Wednesday, July 22, 2009

Jimmy Durante's Residential Time Capsule

SELLER: Estate of Jimmy Durante
LOCATION: N. Beverly Drive, Beverly Hills, CA
PRICE: $3,395,000
SIZE: 3,944 square feet, 3 bedrooms, 2.5 bathrooms
DESCRIPTION: The longtime home of Jimmy Durante, not on the market for 60+ yrs. Rebuilt in 1963 by architects Marvin & Kelsey, the main residence is 3 beds, 2.5 baths + 2 story guest w/ 1 bdrm apt upstairs & maids + storage lower. Also a pool room w/ bath & entertainment flow. Large master w/ sitting area & fireplace. Entry light fixtures excluded.

YOUR MAMAS NOTES: Once again we are very short on time...Your Mama and the Dr. Cooter are not able to access the interweb on a regular basis. But rather than leave the children high and dry, salivating and clamoring and left to their own devices, we figured we'd pop up a Beverly Hills time capsule listed at $3,395,000 that was the long time home of actor and comedian Jimmy Durante and his much younger second wife Margie who was a hat check gurl at the Copacabana when the May December love birds first met. Your Mama just loves a Tinseltown love story.

A Hollywood legend known for his quick wit, Brooklyn accent and huge honker, Mister Durante started up his ladder of fame after dropping out of the 8th grade and playing ragtime on the pie-ana which landed him on the Vaudville stage. Later Mister Durante became a radio star who transitioned into talkies.

Property records are unclear as to when Mister and Missus second Durante bought the long and low modern manse on the wide and pretty palm tree lined N. Beverly Drive. However, listing information indicates the property has not been on the market for more than 60 years which would indicate to a know-nothing like Your Mama that Mister Durante owned the house since sometime in the middle of the last century. However, don't nobody quote Your Mama on that because we really don't know when the couple set up house here.

According to listing information the 3,944 square foot house was re-built in 1963 by a couple of architects we confess we've never heard of named Marvin & Kelsey. Those may be their first or last names, we don't know but perhaps one of Your Mama's more architecturally educated children can educate us on these two.

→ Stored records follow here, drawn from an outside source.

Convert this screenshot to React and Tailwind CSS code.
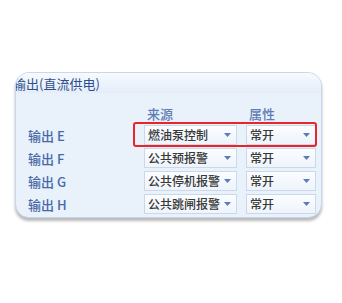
import React from "react";

const rows = [
  { label: "输出 E", src: "燃油泵控制", attr: "常开" },
  { label: "输出 F", src: "公共预报警", attr: "常开" },
  { label: "输出 G", src: "公共停机报警", attr: "常开" },
  { label: "输出 H", src: "公共跳闸报警", attr: "常开" },
];

function Arrow() {
  return (
    <svg width="7" height="4" viewBox="0 0 7 4" className="shrink-0">
      <path d="M0 0 L7 0 L3.5 4 Z" fill="#5b7cb8" />
    </svg>
  );
}

function Drop({ text, w }) {
  return (
    <div
      className={`${w} h-[20px] flex items-center justify-between pl-[3px] pr-[5px] border border-[#cbd8ea] bg-gradient-to-b from-[#fbfdff] to-[#eef4fb] text-[12px] font-medium text-[#383838] leading-none overflow-hidden whitespace-nowrap`}
    >
      <span>{text}</span>
      <Arrow />
    </div>
  );
}

export default function App() {
  return (
    <div
      className="w-[342px] h-[303px] bg-white relative overflow-hidden"
      style={{ fontFamily: '"Noto Sans CJK SC", "Noto Sans", sans-serif' }}
    >
      <div className="absolute left-[15px] top-[72px] w-[307px] h-[146px] rounded-[14px] border border-[#c8d7ec] bg-[#e9f1fb] overflow-hidden shadow-[0_3px_3px_rgba(0,0,0,0.28)]">
        <div className="h-[20px] bg-gradient-to-b from-[#f7faff] to-[#e3edf9] flex items-center -ml-[3px] text-[13px] text-[#2f4f8c] leading-none whitespace-nowrap">
          输出(直流供电)
        </div>
        <div className="pt-[12px]">
          <div className="flex h-[16px] items-center text-[13px] font-medium text-[#5f7db4] leading-none">
            <div className="w-[131px]" />
            <div className="w-[102px]">来源</div>
            <div>属性</div>
          </div>
          <div className="flex flex-col gap-[3px] mt-[4px]">
            {rows.map((r) => (
              <div key={r.label} className="flex items-center h-[20px]">
                <div className="w-[128px] pl-[12px] text-[13px] font-medium text-[#4668a8] leading-none whitespace-nowrap">
                  {r.label}
                </div>
                <Drop text={r.src} w="w-[93px]" />
                <div className="w-[9px]" />
                <Drop text={r.attr} w="w-[70px]" />
              </div>
            ))}
          </div>
        </div>
      </div>
      <div className="absolute left-[133px] top-[122px] w-[184px] h-[25px] border-2 border-[#e8252a] rounded-[3px]" />
    </div>
  );
}
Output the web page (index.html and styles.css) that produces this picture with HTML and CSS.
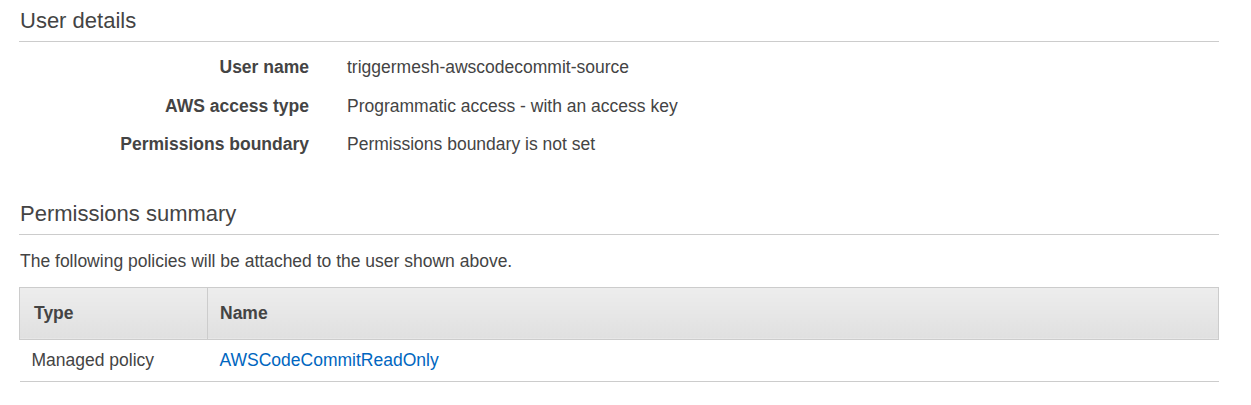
FILE: index.html
```html
<!DOCTYPE html>
<html lang="en">
<head>
<meta charset="utf-8">
<title>Review</title>
<link rel="stylesheet" href="styles.css">
</head>
<body>
<div class="page">
  <section class="section">
    <h2 class="section-title">User details</h2>
    <div class="details">
      <div class="detail-row">
        <div class="detail-label">User name</div>
        <div class="detail-value">triggermesh-awscodecommit-source</div>
      </div>
      <div class="detail-row">
        <div class="detail-label">AWS access type</div>
        <div class="detail-value">Programmatic access - with an access key</div>
      </div>
      <div class="detail-row">
        <div class="detail-label">Permissions boundary</div>
        <div class="detail-value">Permissions boundary is not set</div>
      </div>
    </div>
  </section>
  <section class="section section-summary">
    <h2 class="section-title">Permissions summary</h2>
    <p class="summary-text">The following policies will be attached to the user shown above.</p>
    <table class="policy-table">
      <thead>
        <tr>
          <th class="col-type">Type</th>
          <th class="col-name">Name</th>
        </tr>
      </thead>
      <tbody>
        <tr>
          <td class="col-type">Managed policy</td>
          <td class="col-name"><a class="policy-link" href="#">AWSCodeCommitReadOnly</a></td>
        </tr>
      </tbody>
    </table>
  </section>
</div>
</body>
</html>
```

FILE: styles.css
```css
* { box-sizing: border-box; }

html, body {
  margin: 0;
  padding: 0;
  background: #ffffff;
}

body {
  font-family: "Liberation Sans", Arial, sans-serif;
  font-size: 17.5px;
  color: #444444;
}

.page {
  padding: 0 32px 0 19px;
}

.section-title {
  margin: 0;
  padding: 7px 0 6px 1px;
  font-size: 22px;
  font-weight: normal;
  line-height: 28px;
  color: #444444;
  border-bottom: 1px solid #cccccc;
}

.details {
  margin-top: 6px;
}

.detail-row {
  display: flex;
  align-items: center;
  padding: 9px 0;
  line-height: 20.5px;
}

.detail-label {
  width: 290px;
  text-align: right;
  font-weight: bold;
  color: #444444;
}

.detail-value {
  margin-left: 38px;
  color: #444444;
}

.section-summary {
  margin-top: 29px;
}

.summary-text {
  margin: 16px 0 0 1px;
  line-height: 20px;
}

.policy-table {
  width: 100%;
  margin-top: 16px;
  border-collapse: collapse;
  font-size: 17.5px;
}

.policy-table th {
  height: 52px;
  text-align: left;
  font-weight: bold;
  color: #444444;
  background: linear-gradient(to bottom, #ededed, #e0e0e0);
  border: 1px solid #cccccc;
  padding: 0 12px;
}

.policy-table th.col-type {
  width: 188px;
  padding-left: 14px;
}

.policy-table td {
  height: 42px;
  padding: 0 12px;
  line-height: 20px;
  border-bottom: 1px solid #cccccc;
  color: #444444;
}

.policy-link {
  color: #0066c0;
  text-decoration: none;
}
```
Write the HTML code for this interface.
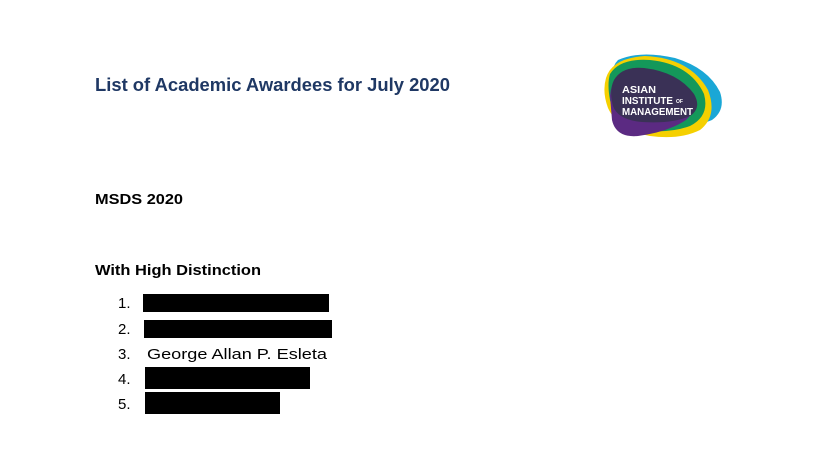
<!DOCTYPE html>
<html><head><meta charset="utf-8"><style>
html,body{margin:0;padding:0;background:#fff;width:814px;height:456px;overflow:hidden}
svg{display:block}
</style></head><body>
<svg width="814" height="456" viewBox="0 0 814 456" xmlns="http://www.w3.org/2000/svg" font-family="Liberation Sans, sans-serif">
<text x="95" y="91" font-size="18" font-weight="bold" fill="#1f3864" textLength="355" lengthAdjust="spacingAndGlyphs">List of Academic Awardees for July 2020</text>
<text x="95" y="204" font-size="15" font-weight="bold" fill="#000" textLength="88" lengthAdjust="spacingAndGlyphs">MSDS 2020</text>
<text x="95" y="275" font-size="15" font-weight="bold" fill="#000" textLength="166" lengthAdjust="spacingAndGlyphs">With High Distinction</text>
<g font-size="15" fill="#000">
<text x="118" y="308">1.</text>
<text x="118" y="334">2.</text>
<text x="118" y="359">3.</text>
<text x="118" y="384">4.</text>
<text x="118" y="409">5.</text>
<text x="147" y="359" textLength="180" lengthAdjust="spacingAndGlyphs">George Allan P. Esleta</text>
</g>
<rect x="143" y="294" width="186" height="18" fill="#000"/>
<rect x="144" y="320" width="188" height="18" fill="#000"/>
<rect x="145" y="367" width="165" height="22" fill="#000"/>
<rect x="145" y="392" width="135" height="22" fill="#000"/>
<g>
<path d="M618 60 Q640 50 675 58 Q708 68 720 92 Q726 110 712 120 Q695 128 665 122 Q630 112 616 90 Q608 70 618 60Z" fill="#1aa7d6"/>
<path d="M606 78 Q612 58 645 56 Q690 58 708 90 Q718 116 700 130 Q680 140 650 136 Q618 130 608 108 Q602 92 606 78Z" fill="#f5d000"/>
<path d="M610 74 Q620 58 650 60 Q690 64 704 94 Q710 116 690 126 Q668 134 640 130 Q614 122 610 100 Q607 84 610 74Z" fill="#14985a"/>
<path d="M610 96 Q612 72 634 68 Q668 68 688 92 Q698 110 686 120 Q668 132 638 136 Q616 138 612 120 Z" fill="#5b2a82"/>
<path d="M614 80 Q622 66 644 68 Q678 72 694 94 Q702 108 690 116 Q672 124 642 122 Q618 120 613 106 Q609 90 614 80Z" fill="#3a3156"/>
<g fill="#fff" font-weight="bold" font-size="10.5">
<text x="622" y="93" textLength="34" lengthAdjust="spacingAndGlyphs">ASIAN</text>
<text x="622" y="104" textLength="51" lengthAdjust="spacingAndGlyphs">INSTITUTE</text>
<text x="676" y="103" font-size="5">OF</text>
<text x="622" y="115" textLength="71" lengthAdjust="spacingAndGlyphs">MANAGEMENT</text>
</g>
</g>
</svg>
</body></html>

Anyhoo, the main house, which includes just 3 bedrooms and 2.5 poopers is fronted by a deep yard with a semi-circular black top driveway which, quite frankly is a bit down market for this neck of Los Angeles.

The house appears to have been professionally decorated back in the early 1960s in all sorts of beige and pale pastel colors, a style that has not withstood the test of time. While this may have been the very apex of day-core back in 1963 (or so) it is now, as Mister Durante himself might say, "a castastrostroke." Our bleary gin soaked little brain cain't even figure out how to pronounce that word, but we are sharp enough to know it's not a compliment.

The main rooms include a formal living room with bleached blond wood floors, a massive stone fireplace of the sort they stopped building in 1972. The bleached blond wood floors continue into the formal dining room where one entire wall is covered with a mirror, a decorative moment we like in theory but makes us uncomfortable when we think of having to sit opposite the reflecting glass while we masticated yams or chawed on a chicken leg. We not sure why such a small chandelier was chosen when the room could easily support a larger number, but we rather love the dining room set which looks like a 1960s interpretation of something the nice gay decorator Billy Haines might have done in the late 1940s.

In addition to the three bedrooms and 2.5 poopers in the main house, a two-story structure adjacent to the swimming pool in the back yard contains a 1 bedroom guest unit on the second floor and storage space and a staff room on the ground floor. While we can't imagine living up in a house with staff–our house gurl Svetlana insists on her own residence which is just fine with Your Mama and the Dr. Cooter because we do not need Miss Big Ears all up in our night time bidness–this detached room set up is workable.

Opposite the guest/staff house is a pool house with, according to listing information, a pooper and a dry sauna, both of which ought to be retained in whatever renovations will be undertaken by the next owner. Not only is it healthy to sweat out the booze in a sauna, a pool pooper means no wet people tramping through the house every time they need to evacuate.

If we had to guess, we'd guess any new owner will raze this residence and replace it with one of those ginormous faux Tuscan/quasi Neo-classical numbers that line the flats of Beverly Hills. But maybe not. Maybe, just maybe some deep pocketed Palm Springs queen will come along and upgrade this house while retaining some of the better original features like that perforated concrete block screens at the front of the house which always remind Your Mama of a most excellent trip we took to Vieques with our pal Fiona Trambeau back when we were both in enviable bathing suit shape. Today it's tunics and wide brimmed sun hats, but that's another story for another day.

Good night, Mrs. Calabash, wherever you are.